Maria Lucia Zampiero conosce il suo vero cognome da quando aveva sei anni. Era una bambina e da allora, stagione dopo stagione, talvolta credendoci fino in fondo, talaltra cedendo al pessimismo, non ha mai smesso di sognare il momento in cui avrebbe potuto riabbracciare i suoi congiunti. Quarantuno anni dopo il suo sogno, grazie a Facebook, si è avverato. É bastato inserire il suo cognome nel motore di ricerca ed ecco che dalla lampada di Aladino di Mark Zuckerberg, l'inventore di Facebook, sono saltati fuori tre profili. Sulla loro bacheca, ha raccontato Maria Lucia al Giornale di Merate, che ne ha poi diffuso la storia, ha scritto così: «Ciao, il motivo per cui vi chiedo l'amicizia è che sono stata adottata... So che mia madre si chiamava Allegra. Mi aiutate a risalire alle mie origini?».
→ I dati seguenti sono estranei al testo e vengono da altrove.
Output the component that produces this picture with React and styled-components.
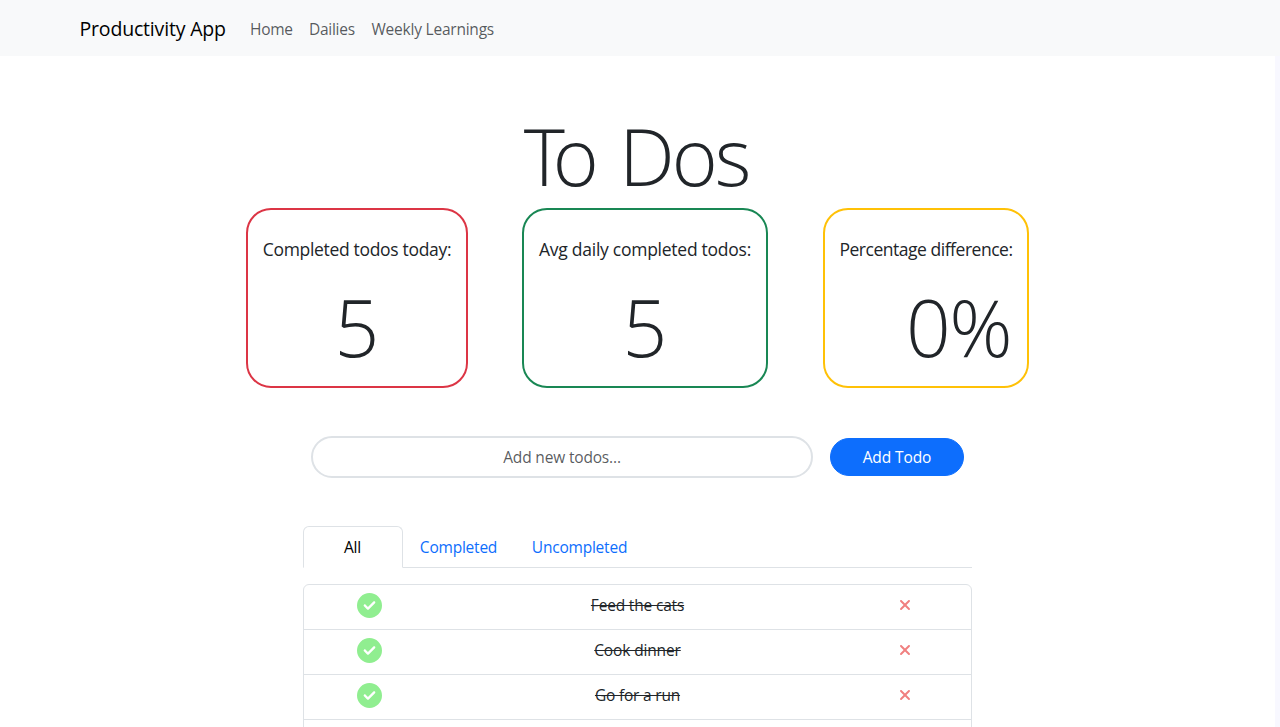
import React from "react";
import styled, { createGlobalStyle } from "styled-components";
import { FaCircleCheck, FaXmark } from "react-icons/fa6";

const GlobalStyle = createGlobalStyle`
  *, *::before, *::after { box-sizing: border-box; }
  html, body { margin: 0; height: 100%; overflow: hidden; }
  body {
    font-family: "Segoe UI", "Open Sans", "Noto Sans", sans-serif;
    font-size: 15.5px;
    line-height: 24px;
    color: #212529;
    background: #fff;
  }
`;

const Screen = styled.div`
  display: flex;
  flex-direction: column;
  height: 727px;
  overflow: hidden;
`;

const Navbar = styled.nav`
  display: flex;
  align-items: center;
  flex: none;
  height: 56px;
  padding: 2px 79.5px 0;
  background: #f8f9fa;
`;

const Brand = styled.a`
  width: 146px;
  margin-right: 24.5px;
  font-size: 19.5px;
  line-height: 30px;
  letter-spacing: -0.18px;
  white-space: nowrap;
  color: #000;
`;

const NavLink = styled.a`
  width: ${(p) => p.$width}px;
  margin-right: 16px;
  letter-spacing: ${(p) => p.$spacing}px;
  white-space: nowrap;
  color: rgba(33, 37, 41, 0.75);
`;

const Viewport = styled.div`
  display: flex;
  flex: 1;
  min-height: 0;
`;

const Page = styled.main`
  display: flex;
  flex: 1;
  flex-direction: column;
  align-items: center;
  padding-top: 52px;
  overflow: hidden;
`;

const Scrollbar = styled.div`
  width: 5px;
  background: #f8f8ff;
`;

const Title = styled.h1`
  margin: 0 0 5px;
  font-size: 78.5px;
  font-weight: 300;
  line-height: 95px;
  white-space: nowrap;
`;

const Kern = styled.span`
  letter-spacing: ${(p) => p.$spacing}px;
`;

const Stats = styled.section`
  display: flex;
  flex: none;
  width: 783px;
`;

const StatCard = styled.article`
  display: flex;
  flex-direction: column;
  align-items: center;
  width: ${(p) => p.$width}px;
  height: 180px;
  margin-right: ${(p) => p.$gap}px;
  padding-top: 26px;
  border: 2px solid ${(p) => p.$color};
  border-radius: 25px;
`;

const StatLabel = styled.p`
  margin: 0;
  font-size: 17.5px;
  line-height: 27px;
  letter-spacing: ${(p) => p.$spacing}px;
  white-space: nowrap;
`;

const StatValue = styled.p`
  margin: 16px 0 0;
  padding-left: ${(p) => p.$indent || 0}px;
  font-size: 78.5px;
  font-weight: 300;
  line-height: 95px;
  letter-spacing: ${(p) => p.$spacing || 0}px;
  white-space: nowrap;
`;

const TodoForm = styled.form`
  display: flex;
  align-items: center;
  flex: none;
  gap: 17px;
  width: 653px;
  margin-top: 48px;
`;

const TodoInput = styled.input`
  width: 502px;
  height: 42px;
  padding: 0 14px;
  border: 2px solid #dee2e6;
  border-radius: 25px;
  font: inherit;
  letter-spacing: -0.17px;
  text-align: center;
  outline: none;
  &::placeholder { color: rgba(33, 37, 41, 0.75); opacity: 1; }
`;

const AddButton = styled.button`
  width: 134px;
  height: 38px;
  padding: 0;
  border: 1px solid #0d6efd;
  border-radius: 25px;
  background: #0d6efd;
  color: #fff;
  font: inherit;
  letter-spacing: -0.1px;
`;

const Tabs = styled.div`
  display: flex;
  flex: none;
  width: 669px;
  height: 42px;
  margin-top: 48px;
  border-bottom: 1px solid #dee2e6;
`;

const Tab = styled.button`
  width: ${(p) => p.$width}px;
  height: 42px;
  padding: 0 1px 0 0;
  border-width: 1px;
  border-style: solid;
  border-color: ${(p) => (p.$active ? "#dee2e6 #dee2e6 #fff" : "transparent")};
  border-radius: 6px 6px 0 0;
  background: ${(p) => (p.$active ? "#fff" : "transparent")};
  color: ${(p) => (p.$active ? "#000" : "#0d6efd")};
  font: inherit;
  letter-spacing: -0.22px;
`;

const TodoList = styled.ul`
  flex: none;
  width: 669px;
  height: 181px;
  margin: 16px 0 0;
  padding: 0;
  border: 1px solid #dee2e6;
  border-radius: 6px;
  list-style: none;
`;

const TodoRow = styled.li`
  display: grid;
  grid-template-columns: 131px 1fr 131px;
  align-items: center;
  justify-items: center;
  height: 45px;
  padding-bottom: 3px;
  border-bottom: 1px solid #dee2e6;
`;

const DoneIcon = styled(FaCircleCheck)`
  width: 25px;
  height: 25px;
  color: lightgreen;
`;

const RemoveIcon = styled(FaXmark)`
  width: 16px;
  height: 16px;
  margin: 0 2px 1px 0;
  color: lightcoral;
`;

const TodoText = styled.span`
  padding-bottom: 2px;
  letter-spacing: ${(p) => p.$spacing}px;
  text-decoration: line-through;
`;

const links = [
  { label: "Home", width: 43, spacing: -0.25 },
  { label: "Dailies", width: 46.5, spacing: -0.27 },
  { label: "Weekly Learnings", width: 123, spacing: -0.22 },
];

const stats = [
  { label: "Completed todos today:", value: "5", color: "#dc3545", width: 222, gap: 54, spacing: -0.32 },
  { label: "Avg daily completed todos:", value: "5", color: "#198754", width: 246, gap: 55, spacing: -0.26 },
  { label: "Percentage difference:", value: "0%", color: "#ffc107", width: 206, gap: 0, spacing: -0.47, indent: 65, valueSpacing: -1.5 },
];

const tabs = [
  { label: "All", width: 100, active: true },
  { label: "Completed", width: 112 },
  { label: "Uncompleted", width: 130 },
];

const todos = [
  { text: "Feed the cats", spacing: -0.18 },
  { text: "Cook dinner", spacing: -0.14 },
  { text: "Go for a run", spacing: -0.2 },
];

export default function App() {
  return (
    <Screen>
      <GlobalStyle />
      <Navbar>
        <Brand>Productivity App</Brand>
        {links.map((l) => (
          <NavLink key={l.label} $width={l.width} $spacing={l.spacing}>{l.label}</NavLink>
        ))}
      </Navbar>
      <Viewport>
        <Page>
          <Title>
            <Kern $spacing={-12}>T</Kern>
            <Kern $spacing={0}>o </Kern>
            <Kern $spacing={-3}>Do</Kern>s
          </Title>
          <Stats>
            {stats.map((s) => (
              <StatCard key={s.label} $color={s.color} $width={s.width} $gap={s.gap}>
                <StatLabel $spacing={s.spacing}>{s.label}</StatLabel>
                <StatValue $indent={s.indent} $spacing={s.valueSpacing}>{s.value}</StatValue>
              </StatCard>
            ))}
          </Stats>
          <TodoForm>
            <TodoInput placeholder="Add new todos..." />
            <AddButton type="button">Add Todo</AddButton>
          </TodoForm>
          <Tabs>
            {tabs.map((t) => (
              <Tab key={t.label} $width={t.width} $active={t.active}>{t.label}</Tab>
            ))}
          </Tabs>
          <TodoList>
            {todos.map((t) => (
              <TodoRow key={t.text}>
                <DoneIcon />
                <TodoText $spacing={t.spacing}>{t.text}</TodoText>
                <RemoveIcon />
              </TodoRow>
            ))}
          </TodoList>
        </Page>
        <Scrollbar />
      </Viewport>
    </Screen>
  );
}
Ed è così che, là dove una volta riusciva solo la maghessa Raffaella Carrà col suo Carramba che sorpresa, anche Facebook ha fatto il miracolo. Il giorno successivo arriva infatti la risposta: «Sei la zia che non abbiamo mai smesso di cercare. Mio padre ha mosso mari e monti senza mai riuscire a rintracciarti e non si è mai rassegnato alla tua perdita finendo con il perdere il lune della ragione».
Dalla «lampada» di Facebook ecco nel frattempo sortire il resto della storia. Il nipote racconta a Maria, che vive a Merate col marito e quattro figli, che la sua mamma e un fratello sono ancora vivi e che un altro fratello invece non c'è più. Morì suicida, travolto emotivamente da quelle vicende familiari che avevano determinato l'adozione di Maria.
Dicono che questo «miracolo», avvenuto grazie a Facebook, non sia affatto isolato. E che sempre più spesso, grazie al formidabile orecchio elettronico messo in piedi dal ragazzo americano, si piange e si ride, in giro per il mondo; e son baci e abbracci, proprio come nel salotto della Carrà una volta, tra genitori e figli che si erano persi.
«Scoprire di non essere stata abbandonata - ha raccontato Maria al settimanale meratese - è stato liberatorio.